▶ _Exercise aim_:
Repeat the listing word for word. No pictures belong in the copy.

begin Stored data

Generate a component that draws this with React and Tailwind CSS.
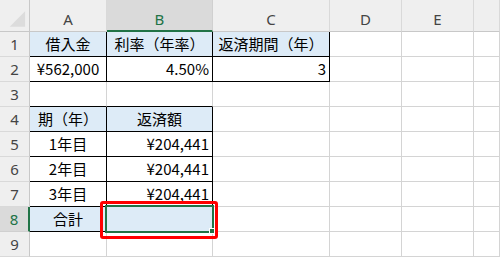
import React from "react";

// spreadsheet grid: row-header column + A..E + a partial column at the right edge
const colTemplate = "grid-cols-[30px_77px_106px_117px_72px_72px_26px]";
const rowTemplate = "grid-rows-[32px_repeat(9,25px)]";

const cellFont = { fontFamily: '"Noto Sans CJK JP", "Noto Sans", sans-serif' };
const headFont = { fontFamily: '"Noto Sans", "Liberation Sans", sans-serif' };

const columns = ["A", "B", "C", "D", "E", ""];

// a = align (c/r), f = blue fill, r/b = black right / bottom border, s = active cell
const rows = [
  [
    { v: "借入金", a: "c", f: 1, r: 1, b: 1 },
    { v: "利率（年率）", a: "c", f: 1, r: 1, b: 1 },
    { v: "返済期間（年）", a: "c", f: 1, r: 1, b: 1 },
    {}, {}, {},
  ],
  [
    { v: "¥562,000", a: "c", r: 1, b: 1 },
    { v: "4.50%", a: "r", r: 1, b: 1 },
    { v: "3", a: "r", r: 1, b: 1 },
    {}, {}, {},
  ],
  [{ b: 1 }, { b: 1 }, {}, {}, {}, {}],
  [
    { v: "期（年）", a: "c", f: 1, r: 1, b: 1 },
    { v: "返済額", a: "c", f: 1, r: 1, b: 1 },
    {}, {}, {}, {},
  ],
  [
    { v: "1年目", a: "c", r: 1, b: 1 },
    { v: "¥204,441", a: "r", r: 1, b: 1 },
    {}, {}, {}, {},
  ],
  [
    { v: "2年目", a: "c", r: 1, b: 1 },
    { v: "¥204,441", a: "r", r: 1, b: 1 },
    {}, {}, {}, {},
  ],
  [
    { v: "3年目", a: "c", r: 1, b: 1 },
    { v: "¥204,441", a: "r", r: 1, b: 1 },
    {}, {}, {}, {},
  ],
  [
    { v: "合計", a: "c", f: 1, r: 1, b: 1 },
    { f: 1, r: 1, b: 1, s: 1 },
    {}, {}, {}, {},
  ],
  [{}, {}, {}, {}, {}, {}],
];

const Selection = () => (
  <>
    {/* green active-cell frame with fill handle */}
    <div className="absolute -left-[2px] -top-[2px] -right-[2px] -bottom-[2px] border-2 border-[#217346]" />
    <div className="absolute -right-[3px] -bottom-[3px] w-[6px] h-[6px] bg-[#217346] border border-white" />
    {/* red highlight frame */}
    <div className="absolute -left-[7px] -top-[6px] -right-[6px] -bottom-[8px] border-[3px] border-[#ff0000] rounded-[3px]" />
  </>
);

const Cell = ({ c }) => (
  <div
    className={[
      "relative flex items-center whitespace-nowrap border-r border-b text-[15px] text-black",
      c.s ? "z-10 overflow-visible" : "overflow-hidden",
      c.r ? "border-r-black" : "border-r-[#d4d4d4]",
      c.b ? "border-b-black" : "border-b-[#d4d4d4]",
      c.f ? "bg-[#ddebf7]" : "bg-white",
      c.a === "r" ? "justify-end pr-[3px]" : "justify-center",
    ].join(" ")}
    style={cellFont}
  >
    {c.v}
    {c.s && <Selection />}
  </div>
);

export default function App() {
  return (
    <div className="w-[500px] h-[257px] overflow-hidden bg-white select-none">
      <div className={`grid ${colTemplate} ${rowTemplate}`}>
        {/* corner */}
        <div className="flex items-center justify-center bg-[#efefef] border-r border-b border-[#c8c8c8]">
          <svg width="30" height="32" viewBox="0 0 30 32">
            <polygon points="26,11 26,27 10,27" fill="#dcdcdc" />
          </svg>
        </div>
        {columns.map((col) => (
          <div
            key={col || "f"}
            className={
              col === "B"
                ? "flex items-center justify-center pt-2 bg-[#dadada] border-r border-r-[#d0d0d0] border-b-2 border-b-[#217346] text-[15px] text-[#217346]"
                : "flex items-center justify-center pt-2 bg-[#efefef] border-r border-r-[#d9d9d9] border-b border-b-[#c8c8c8] text-[15px] text-[#444]"
            }
            style={headFont}
          >
            {col}
          </div>
        ))}

        {rows.map((row, i) => (
          <React.Fragment key={i}>
            <div
              className={
                i === 7
                  ? "flex items-center justify-center bg-[#dadada] border-r-2 border-r-[#217346] border-b border-b-[#d0d0d0] text-[15px] text-[#217346]"
                  : "flex items-center justify-center bg-[#efefef] border-r border-r-[#c8c8c8] border-b border-b-[#d9d9d9] text-[15px] text-[#444]"
              }
              style={headFont}
            >
              {i + 1}
            </div>
            {row.map((c, j) => (
              <Cell key={j} c={c} />
            ))}
          </React.Fragment>
        ))}
      </div>
    </div>
  );
}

end Stored data

▶ _Exercise output_:
Generate a component that draws this with React and Tailwind CSS.
import React from "react";

// spreadsheet grid: row-header column + A..E + a partial column at the right edge
const colTemplate = "grid-cols-[30px_77px_106px_117px_72px_72px_26px]";
const rowTemplate = "grid-rows-[32px_repeat(9,25px)]";

const cellFont = { fontFamily: '"Noto Sans CJK JP", "Noto Sans", sans-serif' };
const headFont = { fontFamily: '"Noto Sans", "Liberation Sans", sans-serif' };

const columns = ["A", "B", "C", "D", "E", ""];

// a = align (c/r), f = blue fill, r/b = black right / bottom border, s = active cell
const rows = [
  [
    { v: "借入金", a: "c", f: 1, r: 1, b: 1 },
    { v: "利率（年率）", a: "c", f: 1, r: 1, b: 1 },
    { v: "返済期間（年）", a: "c", f: 1, r: 1, b: 1 },
    {}, {}, {},
  ],
  [
    { v: "¥562,000", a: "c", r: 1, b: 1 },
    { v: "4.50%", a: "r", r: 1, b: 1 },
    { v: "3", a: "r", r: 1, b: 1 },
    {}, {}, {},
  ],
  [{ b: 1 }, { b: 1 }, {}, {}, {}, {}],
  [
    { v: "期（年）", a: "c", f: 1, r: 1, b: 1 },
    { v: "返済額", a: "c", f: 1, r: 1, b: 1 },
    {}, {}, {}, {},
  ],
  [
    { v: "1年目", a: "c", r: 1, b: 1 },
    { v: "¥204,441", a: "r", r: 1, b: 1 },
    {}, {}, {}, {},
  ],
  [
    { v: "2年目", a: "c", r: 1, b: 1 },
    { v: "¥204,441", a: "r", r: 1, b: 1 },
    {}, {}, {}, {},
  ],
  [
    { v: "3年目", a: "c", r: 1, b: 1 },
    { v: "¥204,441", a: "r", r: 1, b: 1 },
    {}, {}, {}, {},
  ],
  [
    { v: "合計", a: "c", f: 1, r: 1, b: 1 },
    { f: 1, r: 1, b: 1, s: 1 },
    {}, {}, {}, {},
  ],
  [{}, {}, {}, {}, {}, {}],
];

const Selection = () => (
  <>
    {/* green active-cell frame with fill handle */}
    <div className="absolute -left-[2px] -top-[2px] -right-[2px] -bottom-[2px] border-2 border-[#217346]" />
    <div className="absolute -right-[3px] -bottom-[3px] w-[6px] h-[6px] bg-[#217346] border border-white" />
    {/* red highlight frame */}
    <div className="absolute -left-[7px] -top-[6px] -right-[6px] -bottom-[8px] border-[3px] border-[#ff0000] rounded-[3px]" />
  </>
);

const Cell = ({ c }) => (
  <div
    className={[
      "relative flex items-center whitespace-nowrap border-r border-b text-[15px] text-black",
      c.s ? "z-10 overflow-visible" : "overflow-hidden",
      c.r ? "border-r-black" : "border-r-[#d4d4d4]",
      c.b ? "border-b-black" : "border-b-[#d4d4d4]",
      c.f ? "bg-[#ddebf7]" : "bg-white",
      c.a === "r" ? "justify-end pr-[3px]" : "justify-center",
    ].join(" ")}
    style={cellFont}
  >
    {c.v}
    {c.s && <Selection />}
  </div>
);

export default function App() {
  return (
    <div className="w-[500px] h-[257px] overflow-hidden bg-white select-none">
      <div className={`grid ${colTemplate} ${rowTemplate}`}>
        {/* corner */}
        <div className="flex items-center justify-center bg-[#efefef] border-r border-b border-[#c8c8c8]">
          <svg width="30" height="32" viewBox="0 0 30 32">
            <polygon points="26,11 26,27 10,27" fill="#dcdcdc" />
          </svg>
        </div>
        {columns.map((col) => (
          <div
            key={col || "f"}
            className={
              col === "B"
                ? "flex items-center justify-center pt-2 bg-[#dadada] border-r border-r-[#d0d0d0] border-b-2 border-b-[#217346] text-[15px] text-[#217346]"
                : "flex items-center justify-center pt-2 bg-[#efefef] border-r border-r-[#d9d9d9] border-b border-b-[#c8c8c8] text-[15px] text-[#444]"
            }
            style={headFont}
          >
            {col}
          </div>
        ))}

        {rows.map((row, i) => (
          <React.Fragment key={i}>
            <div
              className={
                i === 7
                  ? "flex items-center justify-center bg-[#dadada] border-r-2 border-r-[#217346] border-b border-b-[#d0d0d0] text-[15px] text-[#217346]"
                  : "flex items-center justify-center bg-[#efefef] border-r border-r-[#c8c8c8] border-b border-b-[#d9d9d9] text-[15px] text-[#444]"
              }
              style={headFont}
            >
              {i + 1}
            </div>
            {row.map((c, j) => (
              <Cell key={j} c={c} />
            ))}
          </React.Fragment>
        ))}
      </div>
    </div>
  );
}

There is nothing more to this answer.